#### [Required work]
Find every line with the word "this" and give their count, nothing else.

Pages as source code
----

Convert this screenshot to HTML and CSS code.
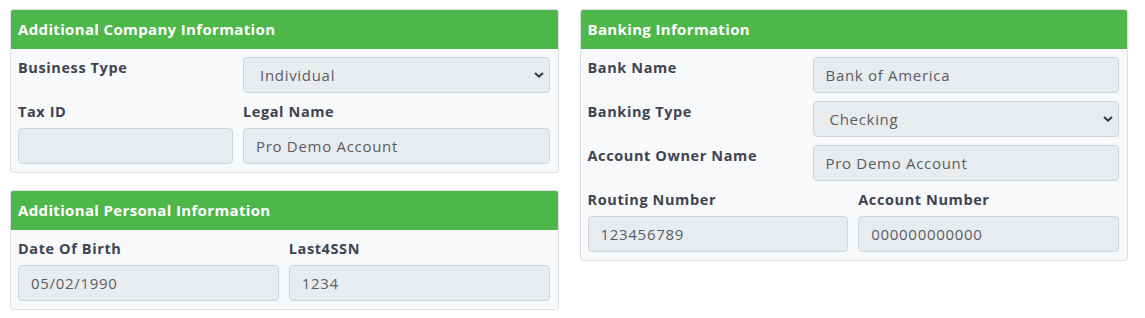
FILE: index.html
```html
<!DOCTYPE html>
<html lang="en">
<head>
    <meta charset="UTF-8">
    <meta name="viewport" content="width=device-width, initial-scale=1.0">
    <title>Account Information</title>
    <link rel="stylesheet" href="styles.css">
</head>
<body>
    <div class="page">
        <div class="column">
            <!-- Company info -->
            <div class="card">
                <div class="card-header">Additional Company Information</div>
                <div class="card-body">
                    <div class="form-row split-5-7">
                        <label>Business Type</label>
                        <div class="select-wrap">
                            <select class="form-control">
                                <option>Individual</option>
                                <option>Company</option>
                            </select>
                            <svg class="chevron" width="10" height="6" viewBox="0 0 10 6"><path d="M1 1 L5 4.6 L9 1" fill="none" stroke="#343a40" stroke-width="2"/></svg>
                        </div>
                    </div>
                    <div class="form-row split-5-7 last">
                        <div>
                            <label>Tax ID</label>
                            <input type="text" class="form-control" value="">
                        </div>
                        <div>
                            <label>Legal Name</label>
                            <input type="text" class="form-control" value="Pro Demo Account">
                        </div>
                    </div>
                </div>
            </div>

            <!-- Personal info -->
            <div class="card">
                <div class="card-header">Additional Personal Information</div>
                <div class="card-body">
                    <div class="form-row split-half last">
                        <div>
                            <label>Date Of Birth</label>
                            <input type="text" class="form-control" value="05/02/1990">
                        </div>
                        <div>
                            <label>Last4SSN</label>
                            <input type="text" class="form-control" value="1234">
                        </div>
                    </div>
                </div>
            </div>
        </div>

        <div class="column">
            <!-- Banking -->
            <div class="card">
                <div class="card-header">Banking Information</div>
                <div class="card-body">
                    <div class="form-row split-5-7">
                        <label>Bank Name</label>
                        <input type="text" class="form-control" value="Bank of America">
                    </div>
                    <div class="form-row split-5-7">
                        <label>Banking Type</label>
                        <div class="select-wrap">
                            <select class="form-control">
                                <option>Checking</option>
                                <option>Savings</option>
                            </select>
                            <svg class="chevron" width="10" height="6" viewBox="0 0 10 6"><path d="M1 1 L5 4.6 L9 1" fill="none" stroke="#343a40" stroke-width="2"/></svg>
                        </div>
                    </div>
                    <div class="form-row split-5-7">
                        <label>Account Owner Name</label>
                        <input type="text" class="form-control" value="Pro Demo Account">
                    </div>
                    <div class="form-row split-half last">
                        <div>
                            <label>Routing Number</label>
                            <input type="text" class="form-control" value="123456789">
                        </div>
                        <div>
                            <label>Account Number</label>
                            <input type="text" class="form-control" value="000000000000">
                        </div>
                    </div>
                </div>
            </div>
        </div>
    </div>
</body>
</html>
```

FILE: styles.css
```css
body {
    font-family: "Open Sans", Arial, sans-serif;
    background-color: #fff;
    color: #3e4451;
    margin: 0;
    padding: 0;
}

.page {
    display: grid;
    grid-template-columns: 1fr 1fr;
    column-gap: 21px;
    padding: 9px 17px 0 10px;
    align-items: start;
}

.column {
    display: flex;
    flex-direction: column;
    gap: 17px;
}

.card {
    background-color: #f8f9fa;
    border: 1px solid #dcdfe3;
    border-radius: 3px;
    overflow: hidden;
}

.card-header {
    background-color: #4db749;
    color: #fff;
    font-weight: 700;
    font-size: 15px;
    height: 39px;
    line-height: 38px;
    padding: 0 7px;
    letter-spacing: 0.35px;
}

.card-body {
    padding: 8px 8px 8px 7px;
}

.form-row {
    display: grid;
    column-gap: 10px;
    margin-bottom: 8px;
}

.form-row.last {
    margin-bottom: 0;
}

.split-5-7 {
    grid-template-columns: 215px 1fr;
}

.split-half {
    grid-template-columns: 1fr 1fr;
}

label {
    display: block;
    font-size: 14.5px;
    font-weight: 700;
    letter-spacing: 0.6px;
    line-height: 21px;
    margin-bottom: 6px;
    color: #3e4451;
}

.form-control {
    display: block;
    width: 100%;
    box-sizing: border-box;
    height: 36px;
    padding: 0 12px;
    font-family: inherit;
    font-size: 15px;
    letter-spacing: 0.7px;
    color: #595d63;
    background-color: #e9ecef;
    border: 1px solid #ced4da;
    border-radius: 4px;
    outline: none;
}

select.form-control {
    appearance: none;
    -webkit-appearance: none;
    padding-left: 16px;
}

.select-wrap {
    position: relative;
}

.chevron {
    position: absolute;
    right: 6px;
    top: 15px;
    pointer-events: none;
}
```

----

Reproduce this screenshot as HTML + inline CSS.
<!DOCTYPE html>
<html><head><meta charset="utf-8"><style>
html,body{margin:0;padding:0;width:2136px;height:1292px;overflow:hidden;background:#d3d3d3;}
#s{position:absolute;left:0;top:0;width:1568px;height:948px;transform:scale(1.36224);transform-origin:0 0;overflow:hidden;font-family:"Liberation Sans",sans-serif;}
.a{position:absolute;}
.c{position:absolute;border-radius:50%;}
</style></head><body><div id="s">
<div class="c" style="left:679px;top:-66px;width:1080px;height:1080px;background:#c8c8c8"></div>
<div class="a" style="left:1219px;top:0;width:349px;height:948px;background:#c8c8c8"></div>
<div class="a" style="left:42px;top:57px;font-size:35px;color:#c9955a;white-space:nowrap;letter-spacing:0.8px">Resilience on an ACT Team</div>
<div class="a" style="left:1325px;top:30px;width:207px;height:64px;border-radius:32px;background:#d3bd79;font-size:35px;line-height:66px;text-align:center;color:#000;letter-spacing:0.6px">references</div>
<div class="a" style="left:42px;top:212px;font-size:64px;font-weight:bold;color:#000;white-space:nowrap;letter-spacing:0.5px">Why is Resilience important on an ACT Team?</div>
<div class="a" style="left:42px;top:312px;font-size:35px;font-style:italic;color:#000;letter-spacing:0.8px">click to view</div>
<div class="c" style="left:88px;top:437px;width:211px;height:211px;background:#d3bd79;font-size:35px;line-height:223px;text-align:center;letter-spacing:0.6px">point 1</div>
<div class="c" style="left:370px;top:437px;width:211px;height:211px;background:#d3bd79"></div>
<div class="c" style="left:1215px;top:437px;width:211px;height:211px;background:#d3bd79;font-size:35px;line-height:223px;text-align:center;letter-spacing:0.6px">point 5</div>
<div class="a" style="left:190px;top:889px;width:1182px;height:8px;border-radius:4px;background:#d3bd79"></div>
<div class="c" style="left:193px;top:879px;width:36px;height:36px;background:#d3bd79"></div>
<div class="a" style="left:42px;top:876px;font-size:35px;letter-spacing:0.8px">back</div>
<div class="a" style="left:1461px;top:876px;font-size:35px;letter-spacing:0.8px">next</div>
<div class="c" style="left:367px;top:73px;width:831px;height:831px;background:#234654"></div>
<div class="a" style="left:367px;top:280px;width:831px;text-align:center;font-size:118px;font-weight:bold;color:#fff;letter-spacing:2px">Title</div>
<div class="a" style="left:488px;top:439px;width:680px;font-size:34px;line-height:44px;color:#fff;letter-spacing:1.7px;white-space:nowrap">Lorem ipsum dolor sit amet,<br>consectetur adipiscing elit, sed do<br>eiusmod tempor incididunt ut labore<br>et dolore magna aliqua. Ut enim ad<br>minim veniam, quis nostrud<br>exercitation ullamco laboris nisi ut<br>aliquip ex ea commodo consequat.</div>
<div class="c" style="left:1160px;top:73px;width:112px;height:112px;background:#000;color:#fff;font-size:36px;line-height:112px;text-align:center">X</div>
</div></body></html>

----

#### [Worked answer]
2